Ao longo dos anos ouvi, e ainda ouço, inúmeros “nãos” profissionais com a justificativa de que minha aparência não é boa, pareço decadente, etc. Passei 18 anos sem gravar, parecia que estava claro que minha barriga tinha substituído meu talento. Curiosamente, o público nunca acreditou nisso. Consegui vencer a resistência, mas não posso negar que ela exista e é forte. “Nadando contra a corrente, só pra exercitar”...
Voltando ao início: se um atleta pode ser medalha de ouro estando “acima do peso” seria correto dizer que existe um “peso” ideal?

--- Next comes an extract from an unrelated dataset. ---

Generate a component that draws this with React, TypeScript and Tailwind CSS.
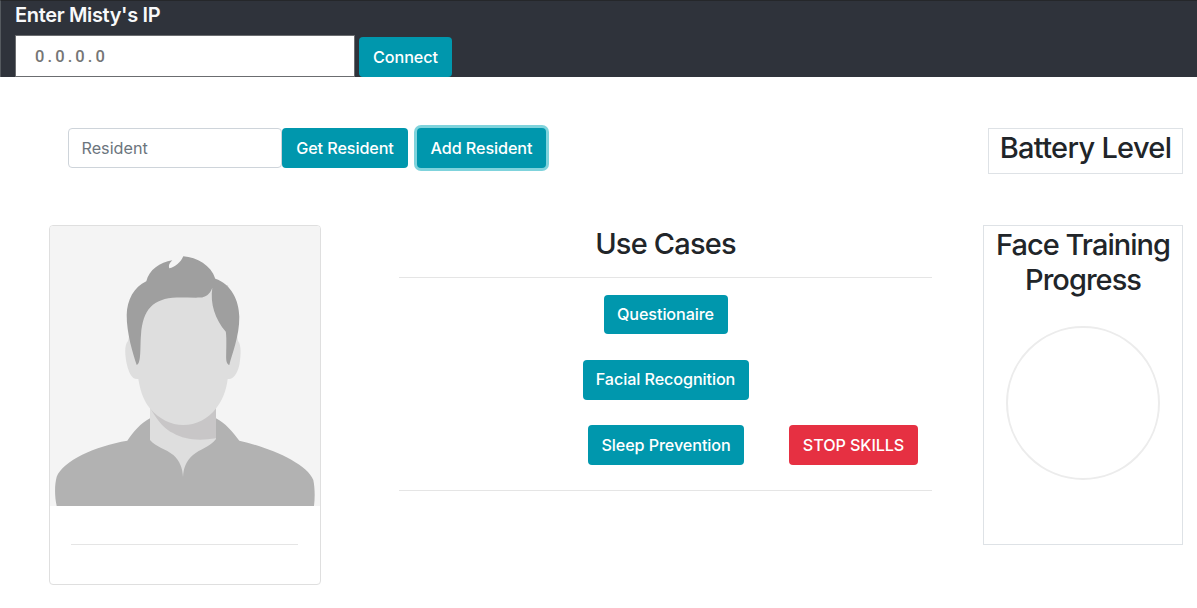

Nas Olimpíadas os atletas têm os mais variados tipos físicos e, sim, alguns são “gordos”. Mas vamos olhar por outro ângulo. Quando a adolescente lourinha matou os pais a pauladas em São Paulo, o comentário mais ouvido era “como foi que uma moça tão bonita fez uma coisa dessas?”. Como se gente bonita não matasse. Quando vi pela TV os bandidos fugindo da Vila Cruzeiro, não vi um bando de gordinhos. Eram até bem atléticos e “magros”.
O título deste artigo se refere a um movimento americano, “Fat is the new black”. Repare que a tradução não é “o novo negro” mas sim “o novo preto”. É uma expressão do mundo da moda: o novo preto é aquilo que parece ser a óbvia boa escolha, o que não tem erro, o pretinho básico. Todos são ou vão ser gordos, ou gostar de um gordo, ou admirar, ou ter prazer com um, seja em que nível for. Conviva com esta ideia. O desejo transcende a forma. Há um grande, um enorme preconceito. Este, sim, muito acima do peso. O preconceito contra os gordos é o único tolerado hoje em dia. Ou contra os feios, vá lá!
Está claro que, ao contrário do que a arte estabeleceu, através dos séculos, as formas arredondadas foram para o brejo. Mulheres, parem com essa obsessão de perder 2 kg! Homens gostam de mulheres companheiras, bem-humoradas e boas de cama. Homens, atenção! Quem repara demais na celulite das moças acaba preferindo bunda de rapaz. Não que eu tenha algo contra. Cada um que descubra o que lhe apraz. Brincadeiras à parte, deixe-me concluir. Não é preciso aceitar, mas tolerar. Eu é que não sei se tenho estômago para tolerar o preconceito.